- _Requirement_: Look through the records below and collect all lines that hold the string "page".

- _Rows_:
[Begin]

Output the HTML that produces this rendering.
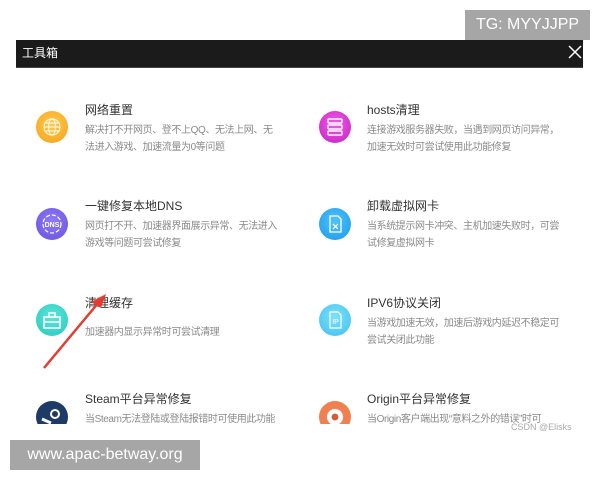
<!DOCTYPE html>
<html><head><meta charset="utf-8"><style>
body{margin:0;width:600px;height:480px;background:#fff;position:relative;overflow:hidden;font-family:"Liberation Sans","Noto Sans CJK SC",sans-serif}
.a{position:absolute}
.hdr{left:16px;top:40px;width:567px;height:27px;background:#1b1b1b;color:#fff;font-size:12px;line-height:27px;text-indent:6px;border-bottom:1px solid #444}
.t{font-size:12px;color:#333;white-space:nowrap}
.d{font-size:10px;letter-spacing:-0.4px;color:#8a8a8a;line-height:17px;white-space:nowrap}
.ic{width:32px;height:32px;border-radius:50%}
.ic svg{position:absolute;left:0;top:0}
.clip{left:0;top:67px;width:600px;height:357px;overflow:hidden}
</style></head><body>
<div class="a" style="left:465px;top:10px;width:125px;height:30px;background:#a6a6a6;color:#fff;font-size:16px;line-height:30px;text-align:center">TG: MYYJJPP</div>
<div class="a hdr">工具箱</div>
<svg class="a" style="left:568px;top:45px" width="14" height="14"><path d="M1 1L13 13M13 1L1 13" stroke="#fff" stroke-width="1.5"/></svg>
<div class="a clip">
 <div class="a ic" style="left:36px;top:44px;background:radial-gradient(circle at 50% 40%,#ffc94a,#f7a21b)"><svg width="32" height="32" fill="none" stroke="#fff" stroke-opacity=".8" stroke-width="1.2"><circle cx="16" cy="16" r="8"/><ellipse cx="16" cy="16" rx="3.5" ry="8"/><path d="M8 16H24M9 12H23M9 20H23"/></svg></div>
 <div class="a t" style="left:85px;top:34px">网络重置</div>
 <div class="a d" style="left:85px;top:55px">解决打不开网页、登不上QQ、无法上网、无<br>法进入游戏、加速流量为0等问题</div>
 <div class="a ic" style="left:319px;top:44px;background:radial-gradient(circle at 50% 40%,#f05ce8,#c51fc0)"><svg width="32" height="32" fill="none" stroke="#fff" stroke-width="1.4"><rect x="9" y="8" width="14" height="4" rx="1"/><rect x="9" y="14" width="14" height="4" rx="1"/><rect x="9" y="20" width="14" height="4" rx="1"/></svg></div>
 <div class="a t" style="left:367px;top:34px">hosts清理</div>
 <div class="a d" style="left:367px;top:55px">连接游戏服务器失败，当遇到网页访问异常，<br>加速无效时可尝试使用此功能修复</div>

 <div class="a ic" style="left:36px;top:141px;background:radial-gradient(circle at 50% 40%,#8d7cf5,#6a4fe0)"><svg width="32" height="32"><circle cx="16" cy="16" r="9" fill="none" stroke="#fff" stroke-width="1.2" stroke-dasharray="4 2"/><text x="16" y="19" font-size="7" font-weight="bold" fill="#fff" text-anchor="middle" font-family="Liberation Sans">DNS</text></svg></div>
 <div class="a t" style="left:85px;top:130px">一键修复本地DNS</div>
 <div class="a d" style="left:85px;top:151px">网页打不开、加速器界面展示异常、无法进入<br>游戏等问题可尝试修复</div>
 <div class="a ic" style="left:319px;top:141px;background:radial-gradient(circle at 50% 40%,#4fc3fb,#1a98ea)"><svg width="32" height="32" fill="none" stroke="#fff" stroke-width="1.3"><path d="M11 8H19L22 11V24H11Z"/><path d="M14 16L19 21M19 16L14 21"/></svg></div>
 <div class="a t" style="left:367px;top:130px">卸载虚拟网卡</div>
 <div class="a d" style="left:367px;top:151px">当系统提示网卡冲突、主机加速失败时，可尝<br>试修复虚拟网卡</div>

 <div class="a ic" style="left:36px;top:237px;background:radial-gradient(circle at 50% 40%,#5ee6dc,#25c7bd)"><svg width="32" height="32" fill="none" stroke="#fff" stroke-width="1.6"><rect x="8" y="13" width="16" height="11"/><path d="M13 13V9H19V13M8 18H24"/></svg></div>
 <div class="a t" style="left:85px;top:227px">清理缓存</div>
 <div class="a d" style="left:85px;top:257px">加速器内显示异常时可尝试清理</div>
 <div class="a ic" style="left:319px;top:237px;background:radial-gradient(circle at 50% 40%,#7fe0fb,#3cc0f0)"><svg width="32" height="32"><path d="M11 8H19L22 11V24H11Z" fill="none" stroke="#fff" stroke-width="1.2"/><text x="16.5" y="20" font-size="7" fill="#fff" text-anchor="middle" font-family="Liberation Sans">IP</text></svg></div>
 <div class="a t" style="left:367px;top:227px">IPV6协议关闭</div>
 <div class="a d" style="left:367px;top:248px">当游戏加速无效，加速后游戏内延迟不稳定可<br>尝试关闭此功能</div>

 <div class="a ic" style="left:36px;top:334px;background:#1e3a66"><svg width="32" height="32"><circle cx="19" cy="13" r="4" fill="none" stroke="#fff" stroke-width="2"/><path d="M6 18L15 22" stroke="#fff" stroke-width="3"/></svg></div>
 <div class="a t" style="left:85px;top:323px">Steam平台异常修复</div>
 <div class="a d" style="left:85px;top:344px">当Steam无法登陆或登陆报错时可使用此功能</div>
 <div class="a ic" style="left:319px;top:334px;background:radial-gradient(circle at 50% 50%,#d45a38 14%,#fff 16%,#fff 34%,#f08050 37%)"></div>
 <div class="a t" style="left:367px;top:323px">Origin平台异常修复</div>
 <div class="a d" style="left:367px;top:344px">当Origin客户端出现“意料之外的错误”时可</div>
</div>
<svg class="a" style="left:0;top:0" width="600" height="480"><path d="M44 368L99 302" stroke="#e53a2f" stroke-width="2.5"/><path d="M106 294L91 302L101 308Z" fill="#e53a2f"/></svg>
<div class="a" style="left:511px;top:422px;font-size:9px;color:#aaa">CSDN @Elisks</div>
<div class="a" style="left:10px;top:440px;width:190px;height:30px;background:#a6a6a6;color:#fff;font-size:16px;line-height:30px;text-align:center">www.apac-betway.org</div>
</body></html>
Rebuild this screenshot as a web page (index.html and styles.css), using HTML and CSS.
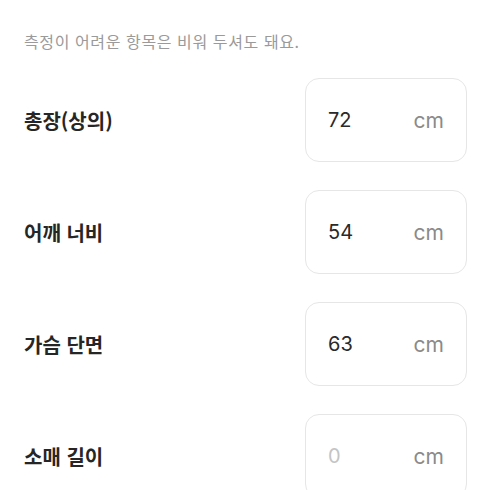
FILE: index.html
```html
<!DOCTYPE html>
<html lang="ko">
<head>
    <meta charset="UTF-8">
    <meta name="viewport" content="width=device-width, initial-scale=1.0">
    <title>실측 사이즈</title>
    <link rel="stylesheet" href="styles.css">
</head>
<body>
    <div class="page">
        <p class="hint">측정이 어려운 항목은 비워 두셔도 돼요.</p>
        <div class="size-list">
            <div class="size-row">
                <label for="length">총장(상의)</label>
                <div class="size-box">
                    <input type="text" id="length" value="72">
                    <span class="unit">cm</span>
                </div>
            </div>
            <div class="size-row">
                <label for="shoulder">어깨 너비</label>
                <div class="size-box">
                    <input type="text" id="shoulder" value="54">
                    <span class="unit">cm</span>
                </div>
            </div>
            <div class="size-row">
                <label for="chest">가슴 단면</label>
                <div class="size-box">
                    <input type="text" id="chest" value="63">
                    <span class="unit">cm</span>
                </div>
            </div>
            <div class="size-row">
                <label for="sleeve">소매 길이</label>
                <div class="size-box">
                    <input type="text" id="sleeve" placeholder="0">
                    <span class="unit">cm</span>
                </div>
            </div>
        </div>
    </div>
</body>
</html>
```

FILE: styles.css
```css
body {
    margin: 0;
    background: #fff;
    font-family: "Noto Sans CJK KR", "Noto Sans", sans-serif;
    color: #222;
}
.page {
    padding: 30px 23px 0 24px;
}
.hint {
    margin: 0 0 26px;
    font-size: 16px;
    line-height: 22px;
    letter-spacing: 0.6px;
    color: #9a9a9a;
}
.size-list {
    display: flex;
    flex-direction: column;
    gap: 28px;
}
.size-row {
    display: flex;
    justify-content: space-between;
    align-items: center;
    height: 84px;
}
.size-row label {
    font-size: 20px;
    font-weight: 700;
    color: #262626;
}
.size-box {
    width: 162px;
    height: 84px;
    box-sizing: border-box;
    border: 1px solid #e6e6e6;
    border-radius: 14px;
    display: flex;
    align-items: center;
    padding: 0 22px 0 22px;
}
.size-box input {
    flex: 1;
    min-width: 0;
    border: none;
    outline: none;
    padding: 0;
    background: transparent;
    font-family: "Inter", "Noto Sans", sans-serif;
    font-size: 20px;
    color: #2a2a2a;
}
.size-box input::placeholder {
    color: #c4c4c4;
}
.unit {
    font-family: "Inter", "Noto Sans", sans-serif;
    font-size: 21px;
    color: #8a8a8a;
}
```
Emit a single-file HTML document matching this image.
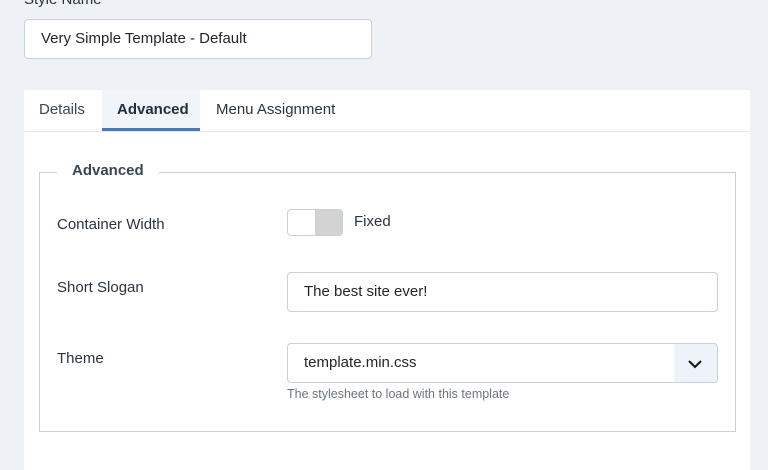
<!DOCTYPE html><html><head><style>
body{margin:0;width:768px;height:461px;overflow:hidden;background:#eef1f6;font-family:"Liberation Sans",sans-serif;color:#22262a;position:relative}
.a{position:absolute}
.inp{position:absolute;background:#fff;border:1px solid #c8d0dc;border-radius:4px;box-sizing:border-box;font-size:15px;line-height:38px;padding-left:16px;color:#22262a}
.lbl{position:absolute;left:57px;font-size:15px;color:#2a3440}
</style></head><body>
<div class="a" style="left:24px;top:-9px;font-size:15px;color:#2a3440">Style Name *</div>
<div class="inp" style="left:24px;top:19px;width:348px;height:40px">Very Simple Template - Default</div>
<div class="a" style="left:24px;top:90px;width:726px;height:380px;background:#fff"></div>
<div class="a" style="left:24px;top:131px;width:726px;height:1px;background:#e3e7ee"></div>
<div class="a" style="left:102px;top:90px;width:98px;height:41px;background:#f1f4f9;border-bottom:3px solid #4a78b8;box-sizing:border-box"></div>
<div class="a" style="left:39px;top:101px;font-size:15px;color:#3a4652">Details</div>
<div class="a" style="left:117px;top:101px;font-size:15px;font-weight:bold;color:#1f2d3d">Advanced</div>
<div class="a" style="left:216px;top:101px;font-size:15px;color:#2a3440">Menu Assignment</div>
<div class="a" style="left:39px;top:172px;width:697px;height:260px;border:1px solid #c8d0dc;box-sizing:border-box"></div>
<div class="a" style="left:57px;top:162px;padding:0 15px;background:#fff;font-size:15px;font-weight:bold;color:#3a4652">Advanced</div>
<div class="lbl" style="top:216px">Container Width</div>
<div class="a" style="left:287px;top:209px;width:56px;height:27px;border:1px solid #c8d0dc;border-radius:4px;box-sizing:border-box;overflow:hidden;background:#fff"><div style="position:absolute;left:27px;top:0;width:29px;height:27px;background:#d3d3d3"></div></div>
<div class="a" style="left:354px;top:213px;font-size:15px;color:#2a3440">Fixed</div>
<div class="lbl" style="top:279px">Short Slogan</div>
<div class="inp" style="left:287px;top:272px;width:431px;height:40px">The best site ever!</div>
<div class="lbl" style="top:350px">Theme</div>
<div class="inp" style="left:287px;top:343px;width:431px;height:40px;overflow:hidden">template.min.css
<div style="position:absolute;right:0;top:0;width:43px;height:40px;background:#eef2f9"><svg width="43" height="38" viewBox="0 0 43 38"><path d="M15 17l6 6 6-6" fill="none" stroke="#111" stroke-width="2"/></svg></div></div>
<div class="a" style="left:287px;top:387px;font-size:12.5px;color:#6b7580">The stylesheet to load with this template</div>
</body></html>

[End]

- _Answer below_:
Rebuild this screenshot as a web page (index.html and styles.css), using HTML and CSS.
    <div class="page">
.page {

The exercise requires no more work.